Web page code records:
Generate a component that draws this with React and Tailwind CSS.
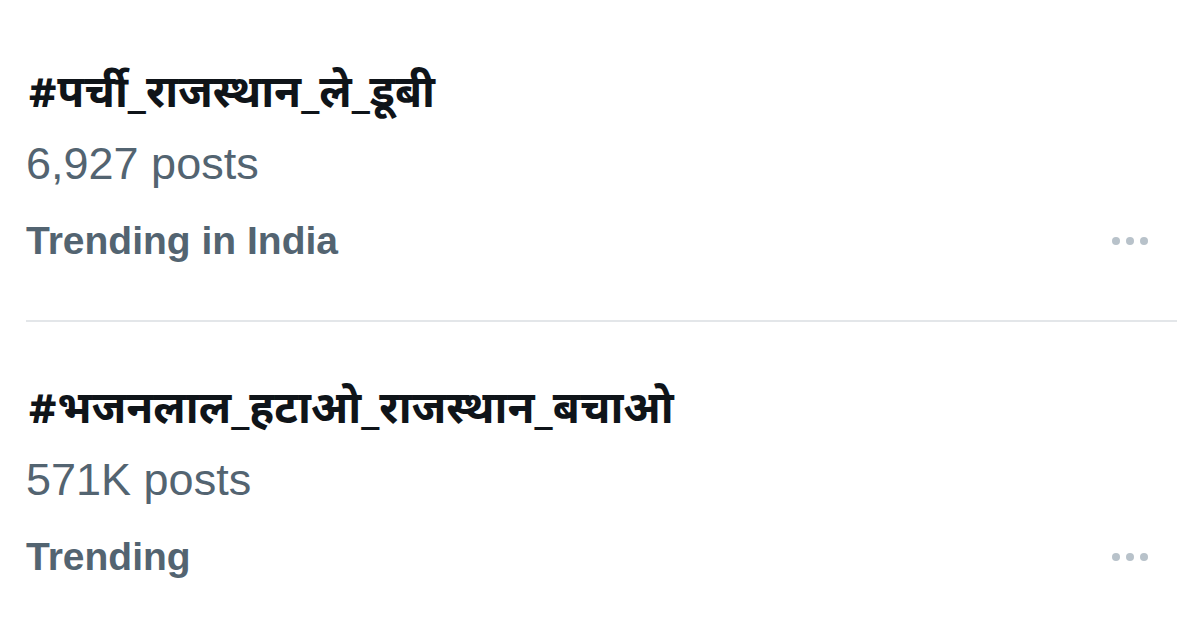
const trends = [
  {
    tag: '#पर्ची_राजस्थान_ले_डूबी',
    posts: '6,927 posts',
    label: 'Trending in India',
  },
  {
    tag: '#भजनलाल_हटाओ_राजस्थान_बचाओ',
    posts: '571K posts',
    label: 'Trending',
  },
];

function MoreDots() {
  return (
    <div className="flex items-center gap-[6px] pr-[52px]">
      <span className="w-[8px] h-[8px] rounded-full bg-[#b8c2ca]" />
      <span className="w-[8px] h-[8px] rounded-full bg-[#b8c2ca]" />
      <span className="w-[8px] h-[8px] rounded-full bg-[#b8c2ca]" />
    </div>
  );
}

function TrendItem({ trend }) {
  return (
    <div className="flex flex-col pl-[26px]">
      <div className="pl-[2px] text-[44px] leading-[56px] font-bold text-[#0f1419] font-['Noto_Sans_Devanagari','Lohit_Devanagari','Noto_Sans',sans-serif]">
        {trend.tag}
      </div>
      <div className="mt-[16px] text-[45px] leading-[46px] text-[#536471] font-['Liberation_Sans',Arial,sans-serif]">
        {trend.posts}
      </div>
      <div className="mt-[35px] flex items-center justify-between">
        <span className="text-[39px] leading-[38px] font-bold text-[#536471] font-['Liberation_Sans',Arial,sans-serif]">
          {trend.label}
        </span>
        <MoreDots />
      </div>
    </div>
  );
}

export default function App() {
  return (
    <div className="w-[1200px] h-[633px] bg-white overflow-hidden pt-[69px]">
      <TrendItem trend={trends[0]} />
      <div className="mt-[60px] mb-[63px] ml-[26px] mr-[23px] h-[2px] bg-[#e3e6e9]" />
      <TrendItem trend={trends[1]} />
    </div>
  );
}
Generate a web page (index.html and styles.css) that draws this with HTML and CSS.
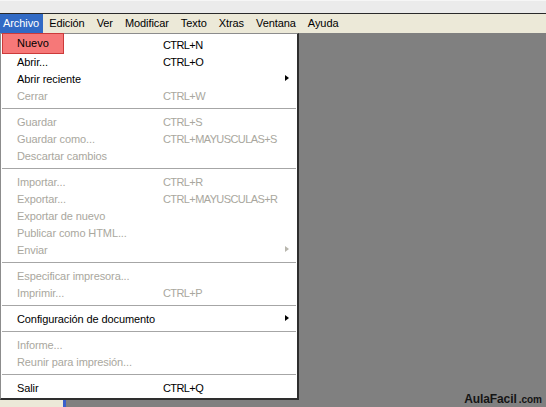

_WRITTEN EXERCISE:_
Reproduce each line exactly, please, except for any pictures.

_FULL OUTPUT:_
Generate a component that draws this with React and Tailwind CSS.
const trends = [
  {
    tag: '#पर्ची_राजस्थान_ले_डूबी',
    posts: '6,927 posts',
    label: 'Trending in India',
  },
  {
    tag: '#भजनलाल_हटाओ_राजस्थान_बचाओ',
    posts: '571K posts',
    label: 'Trending',
  },
];

function MoreDots() {
  return (
    <div className="flex items-center gap-[6px] pr-[52px]">
      <span className="w-[8px] h-[8px] rounded-full bg-[#b8c2ca]" />
      <span className="w-[8px] h-[8px] rounded-full bg-[#b8c2ca]" />
      <span className="w-[8px] h-[8px] rounded-full bg-[#b8c2ca]" />
    </div>
  );
}

function TrendItem({ trend }) {
  return (
    <div className="flex flex-col pl-[26px]">
      <div className="pl-[2px] text-[44px] leading-[56px] font-bold text-[#0f1419] font-['Noto_Sans_Devanagari','Lohit_Devanagari','Noto_Sans',sans-serif]">
        {trend.tag}
      </div>
      <div className="mt-[16px] text-[45px] leading-[46px] text-[#536471] font-['Liberation_Sans',Arial,sans-serif]">
        {trend.posts}
      </div>
      <div className="mt-[35px] flex items-center justify-between">
        <span className="text-[39px] leading-[38px] font-bold text-[#536471] font-['Liberation_Sans',Arial,sans-serif]">
          {trend.label}
        </span>
        <MoreDots />
      </div>
    </div>
  );
}

export default function App() {
  return (
    <div className="w-[1200px] h-[633px] bg-white overflow-hidden pt-[69px]">
      <TrendItem trend={trends[0]} />
      <div className="mt-[60px] mb-[63px] ml-[26px] mr-[23px] h-[2px] bg-[#e3e6e9]" />
      <TrendItem trend={trends[1]} />
    </div>
  );
}
Generate a web page (index.html and styles.css) that draws this with HTML and CSS.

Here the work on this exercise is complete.